God forbid, we should anthropomorphise about these dumb creatures.  Let the facts as I've presented them speak for themselves.  Infer what you will.  I, for one, have redoubled my efforts to consider the horses' perspective from a place of empathy.

Our exchange student, by the way, is leaving soon for Brittany, France.  He entered our lives as a stranger, but, sometime over the past ten months, he became a member of the herd.

Of course, we'll miss him, but we'll be busy.  We'll paint the barn.  I will make great strides with Tanner's training as a trail horse. My son has a heavy schedule of enriching summer programs ahead of him.  And Baptiste will return to his real family, in France.  They certainly miss and love him.  Next fall, he will start his first year at university.  He'll be very busy, too.
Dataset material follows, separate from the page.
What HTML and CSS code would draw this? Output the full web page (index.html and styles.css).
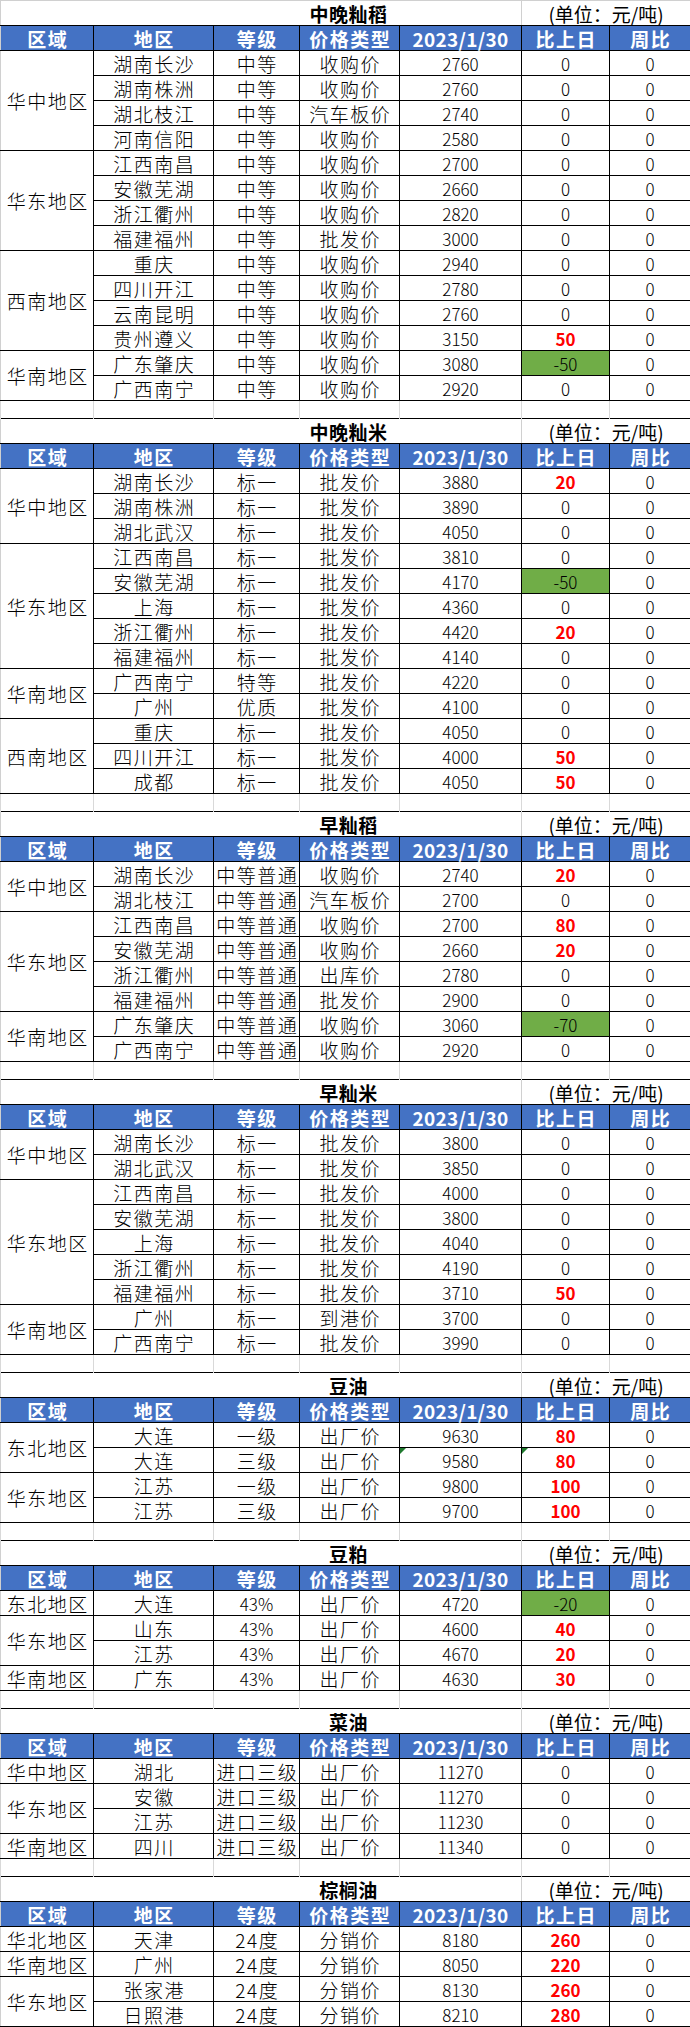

When someone separates from the herd, humans don't run back and forth along the fence line screaming our heads off. We have the great advantage of keeping ourselves busy.  And of course we are able to communicate complex information with each other that should be enormously comforting, like, Everything's going to be okay.

How much easier it would be if I could explain to Fire and Tanner, Listen, dudes, I'm just taking Belle out for a trail ride.  She'll be back in three hours. 

That would spare them a lot of grief.

But then again, if I said to Belle,  Hey, don't worry!  Tanner is only going to Europe.  He'll return, someday, for a brief visit, probably.  Anyway, you're both very busy with all that hay you have to chew.  

I don't know how that would go over, but I think she might bite me.